Jefferson Davis plantation

Hurricane Plantation was a plantation house located near Vicksburg, Mississippi, was the home of Joseph Emory Davis (1784–1870), the oldest brother of Jefferson Davis. Located on a peninsula of the Mississippi River in Warren County, Mississippi, called Davis Bend after its owner, Hurricane Plantation at its peak in the antebellum era comprised more than 5000 acre with approximately 5 mi of river frontage. Joseph Davis enslaved 346 people to force work the plantation land. He had a personal worth of more than US$600,000 in the 1860 U.S. Census, making him one of the wealthiest men in the state of Mississippi during this time.

== History ==
The main house at Hurricane was two stories, with two large semi-detached wings for entertaining, and a detached library. There were also numerous outbuildings typical of a plantation of that scale. The residence was described in detail by Varina Davis (Jefferson Davis's second wife), in a memoir of her husband.

Davis lived at Hurricane with his wife, Eliza Van Benthuysen Davis, his three illegitimate daughters, and his two adopted children. He had served as surrogate father and de facto guardian for his brother Jefferson Davis, who was 23 years younger. In the 1830s, Joseph Davis gave Jefferson the full use of more than 1000 acre adjoining Hurricane. Jefferson Davis developed a plantation here, naming it Brierfield. Specific details of the arrangement are uncertain, as Joseph Davis retained ownership of the land. Jefferson Davis, and later his second wife and children with him, occupied Brierfield until the beginning of the Civil War in 1861.

After the fall of New Orleans to Federal troops and the increasing military presence near Vicksburg, Davis relocated from Hurricane Plantation with members of his family and some of his enslaved people to Tuscaloosa, Alabama.

The main house of Hurricane Plantation was burned by Federal troops in 1862, and the plantation looted numerous times by both armies during the campaign of Vicksburg. Only the library, a building independent of the main house, survived the war.

After the war Davis sold the property to Ben Montgomery, a former enslaved person whom Davis had assigned before the war as manager of his plantation, and a group of freedmen. They financed the sale by a long-term note. Davis died in 1870. He was buried in the Davis Family cemetery on Davis Island, but his gravestone has been damaged.

He had several legally acknowledged illegitimate daughters, but no legitimate children. His heirs foreclosed on the note with Montgomery & Sons, after they were unable to make payments due to declining cotton prices and losses because of years of floods (1867, 1868, 1871, and 1874) that damaged the property. Montgomery died in 1877.

Confusion as to the titles of the Hurricane and Brierfield properties led to lawsuits for control between Jefferson Davis and his brother's heirs. Jefferson ultimately gained title to the Brierfield property in 1878 but never lived there again. Joseph Davis's grandchildren (from one of his legally acknowledged illegitimate daughters) received Hurricane.

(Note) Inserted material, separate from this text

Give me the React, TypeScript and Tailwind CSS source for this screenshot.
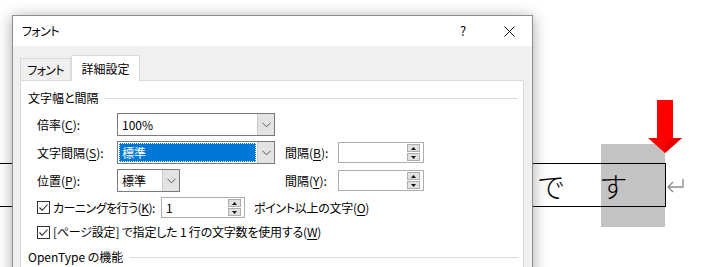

Briarfield and Hurricane Plantations along the Mississippi, mapped approximately 1866

A canal had been cut across the peninsula for flood control. It was claimed by the Mississippi River in 1867 as the main channel when a major flood changed its route. The former peninsula was renamed as Davis Island.

The main buildings of Brierfield Plantation burned down in 1931. Despite increasing damage from floods, the Davis family retained the properties until 1953. It was sold and quickly flipped to a lawyer from Vidalia, Louisiana, who reserved it for hunting. His heirs have continued to use it as private hunting land.